_Dataset excerpt:_
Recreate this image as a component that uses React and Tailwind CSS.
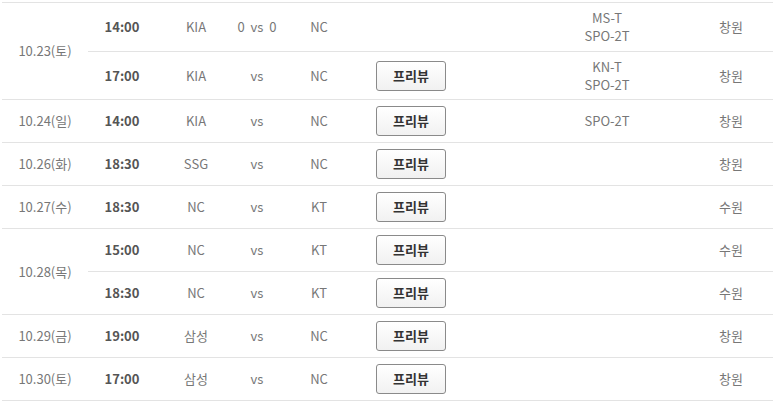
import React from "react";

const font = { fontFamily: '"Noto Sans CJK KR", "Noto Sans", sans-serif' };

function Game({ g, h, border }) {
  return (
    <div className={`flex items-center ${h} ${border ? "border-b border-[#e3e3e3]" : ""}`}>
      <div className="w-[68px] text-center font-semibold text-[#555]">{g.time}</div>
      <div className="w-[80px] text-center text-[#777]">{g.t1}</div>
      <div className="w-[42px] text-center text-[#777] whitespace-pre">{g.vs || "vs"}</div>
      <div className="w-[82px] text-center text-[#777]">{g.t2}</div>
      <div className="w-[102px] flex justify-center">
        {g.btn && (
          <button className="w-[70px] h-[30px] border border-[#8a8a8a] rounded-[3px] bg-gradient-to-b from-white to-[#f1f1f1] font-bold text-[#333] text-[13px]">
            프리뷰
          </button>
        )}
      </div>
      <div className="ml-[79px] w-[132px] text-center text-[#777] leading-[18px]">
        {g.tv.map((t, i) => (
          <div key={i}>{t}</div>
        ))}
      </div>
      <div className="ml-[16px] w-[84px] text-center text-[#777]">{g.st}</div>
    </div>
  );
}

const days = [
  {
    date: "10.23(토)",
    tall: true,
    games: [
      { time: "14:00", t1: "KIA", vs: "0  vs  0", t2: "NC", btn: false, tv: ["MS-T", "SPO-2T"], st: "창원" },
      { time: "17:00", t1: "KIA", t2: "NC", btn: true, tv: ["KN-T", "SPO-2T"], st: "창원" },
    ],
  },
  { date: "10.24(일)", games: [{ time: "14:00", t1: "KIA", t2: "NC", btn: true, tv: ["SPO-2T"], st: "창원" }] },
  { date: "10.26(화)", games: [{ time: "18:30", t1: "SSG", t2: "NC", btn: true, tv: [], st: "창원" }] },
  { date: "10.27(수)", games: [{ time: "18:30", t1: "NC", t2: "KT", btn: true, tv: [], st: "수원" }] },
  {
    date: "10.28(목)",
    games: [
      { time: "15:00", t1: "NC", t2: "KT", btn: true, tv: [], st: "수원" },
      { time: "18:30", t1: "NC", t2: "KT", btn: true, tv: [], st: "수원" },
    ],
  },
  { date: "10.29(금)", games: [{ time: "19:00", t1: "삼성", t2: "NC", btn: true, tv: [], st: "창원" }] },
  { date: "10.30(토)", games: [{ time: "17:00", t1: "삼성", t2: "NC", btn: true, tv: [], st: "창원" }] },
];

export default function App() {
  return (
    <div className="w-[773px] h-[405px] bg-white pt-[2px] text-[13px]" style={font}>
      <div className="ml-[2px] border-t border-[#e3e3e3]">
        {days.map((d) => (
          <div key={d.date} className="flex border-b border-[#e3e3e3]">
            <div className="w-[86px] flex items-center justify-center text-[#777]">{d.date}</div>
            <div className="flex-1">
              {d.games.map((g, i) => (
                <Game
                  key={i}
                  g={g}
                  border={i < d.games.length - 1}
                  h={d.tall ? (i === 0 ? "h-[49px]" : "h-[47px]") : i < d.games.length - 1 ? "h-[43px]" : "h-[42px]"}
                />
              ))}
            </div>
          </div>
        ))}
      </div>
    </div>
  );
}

_Challenge:_
Determine how many lines contain the word "React" and reply with that number alone.

_Exercise answer:_
2